Part urban nature travelogue, part philosophical reflection on the role wildlife can play in waking us to a shared sense of place and fate, The Way of Coyote is a deeply personal journey that questions how we might best reconcile our own needs with the needs of other creatures in our shared urban habitats.
About the Author
Gavin Van Horn is the director of Cultures of Conservation for the Center for Humans and Nature, a nonprofit organization that focuses on and promotes conservation ethics. He is the coeditor of City Creatures: Animal Encounters in the Chicago Wilderness and Wildness: Relations of People and Place, and he writes for, edits, and curates the City Creatures blog at www.humansandnature.org/blog. He lives in Evanston, IL.
“Van Horn reminds us that urban is not the same as absence of nature. He writes with great beauty and dignity about how we might better align ourselves with the natural world and establish urban habitats where a diversity of wildlife can flourish. As the author rambles through the canyons of Chicago skyscrapers looking for roosting peregrine falcons, or kayaks along sewers and canals in search of beavers, the voices of ecologist Aldo Leopold, Taoist philosopher Lao Tzu and Coyote—the trickster and mischiefmaker of Native American myth—lend both wisdom and charm to a true story about how the paths of people and wildlife cross and merge and how, if we attend to each other’s needs, we may all enjoy a brighter urban future.”
“An awareness and appreciation for urban wildlife is an important part of world conservation efforts. Van Horn writes eloquently and with insight about the creatures that live among us—and, perhaps, why we should help them flourish. Highly recommended.”
— Jeff VanderMeer, author of the Southern Reach Trilogy
“One part ode to animal adaptability, one part eloquent personal journal, one part scientific exploration, this book takes readers on an inspiring walk through Chicago’s skyscrapers and down its shorelines to understand how wildlife lives among us, despite the odds and obstacles—and what we can learn about ourselves in the process. With Van Horn’s approachable prose, this book feels like a long conversation with a friend, one that drifts through ecology, philosophy, mythology, and, of course, daily life on a quest to discover how to be better inhabitants of this changing planet. Engaging and uplifting, this book provides a fresh perspective about the wilderness woven throughout the urban forest.”
— Jaymi Heimbuch, Urban Coyote Initiative
“Van Horn’s The Way of Coyote explores the ways humans and the natural world interact, often unknowingly, within an urban context, tracing a map of Chicago through a series of captivating encounters with nonhuman animals, going on to examine the possibilities for finding new paths of connection and coexistence. Along the way, Van Horn argues passionately and effectively for the reimagination of urban space, recalibrating it through beautifully woven prose to include more than just a rigid human focus, bringing the wild lives in our midst into view. The book is an opportunity ‘to see what a city is—and what a city could be—with new eyes.’”

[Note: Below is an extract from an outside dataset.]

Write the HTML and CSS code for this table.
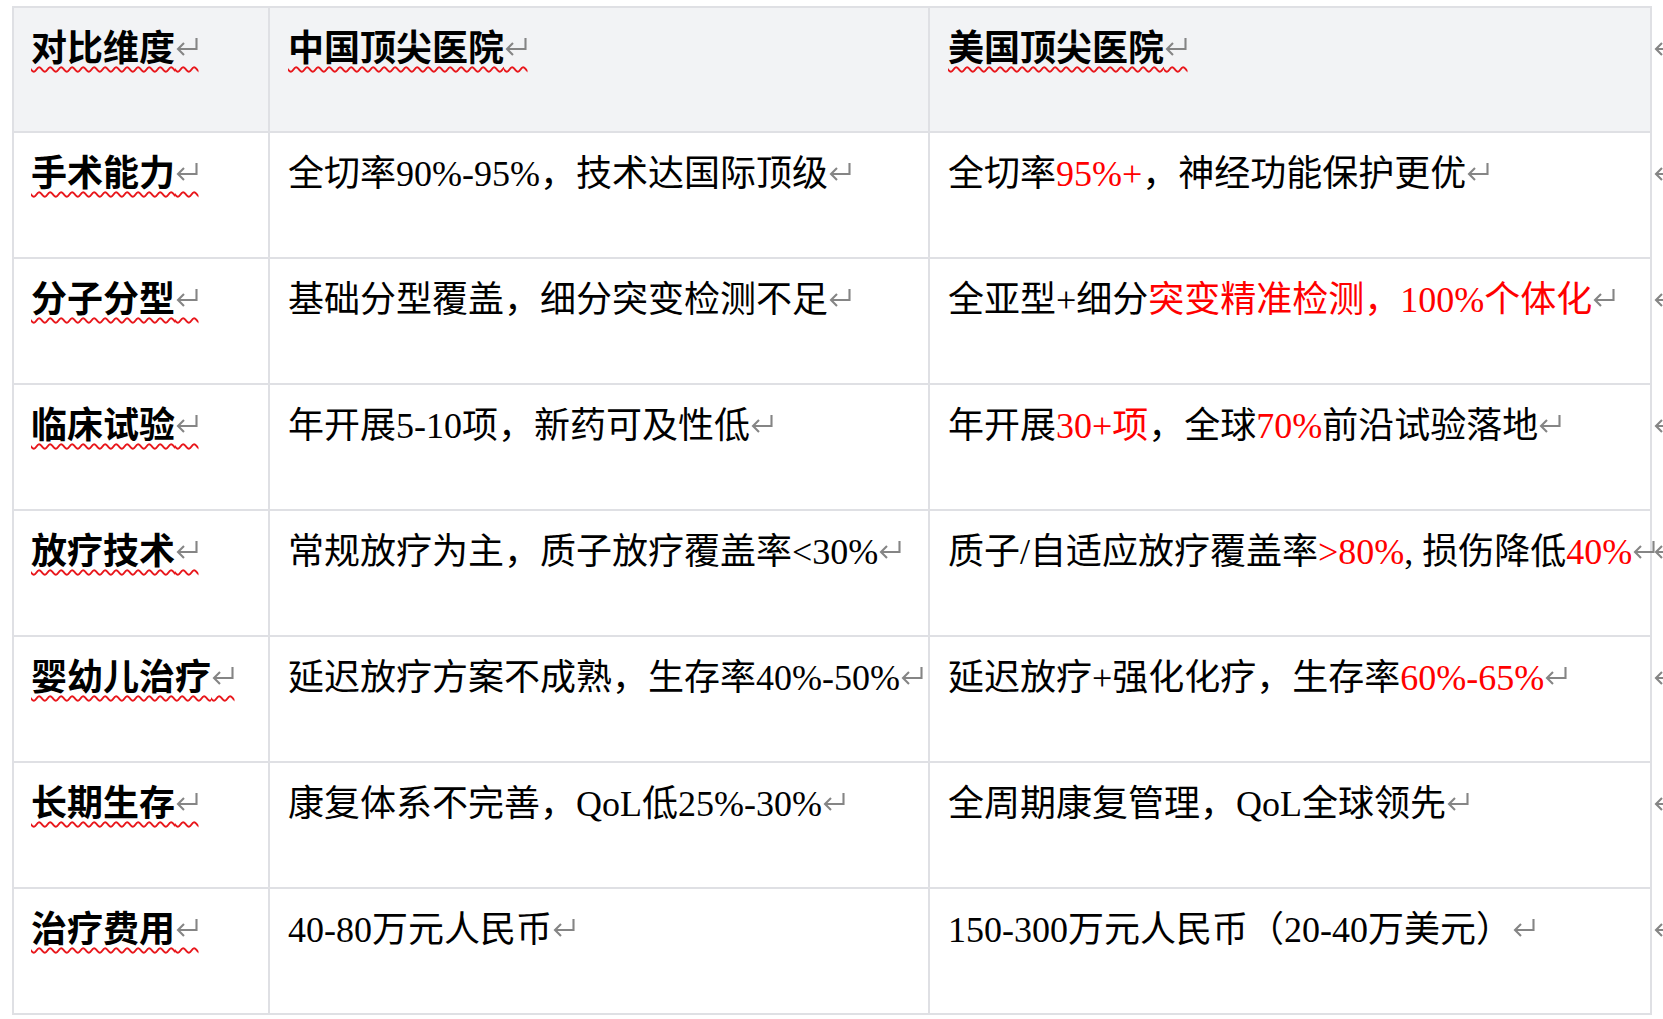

— Julian Hoffman, author of The Small Heart of Things
"Van Horn's lyrical essays on encounters with wildlife in cities combine the insights of science and poetry into a powerful personal statement. The Way of Coyote is our urban Sand County Almanac."
— Gerald W. Adelman, president and CEO, Openlands
“In his collection of essays, framed by imaginative tales of Coyote, Badger, Owl, and other animals, Van Horn reports on ‘nonhuman animals’ on the rise and in decline in the Chicago region and around the world. . . . Readers may change how they see their neighborhoods and begin spotting wildlife nearby."
“The almost lyrical observations and prose bring beauty and respect to the urban wilds of peregrine falcons roosting on the ledges of skyscrapers, Monarch butterflies laying their eggs on the diminishing milkweed, and coyotes walking on pedestrian paths and through alleys. . . . This dramatic picture of wildlife both flourishing and defending its very existence in the city will appeal to naturalists, urban dwellers, environmentalists, city planners, and those who enjoy good writing."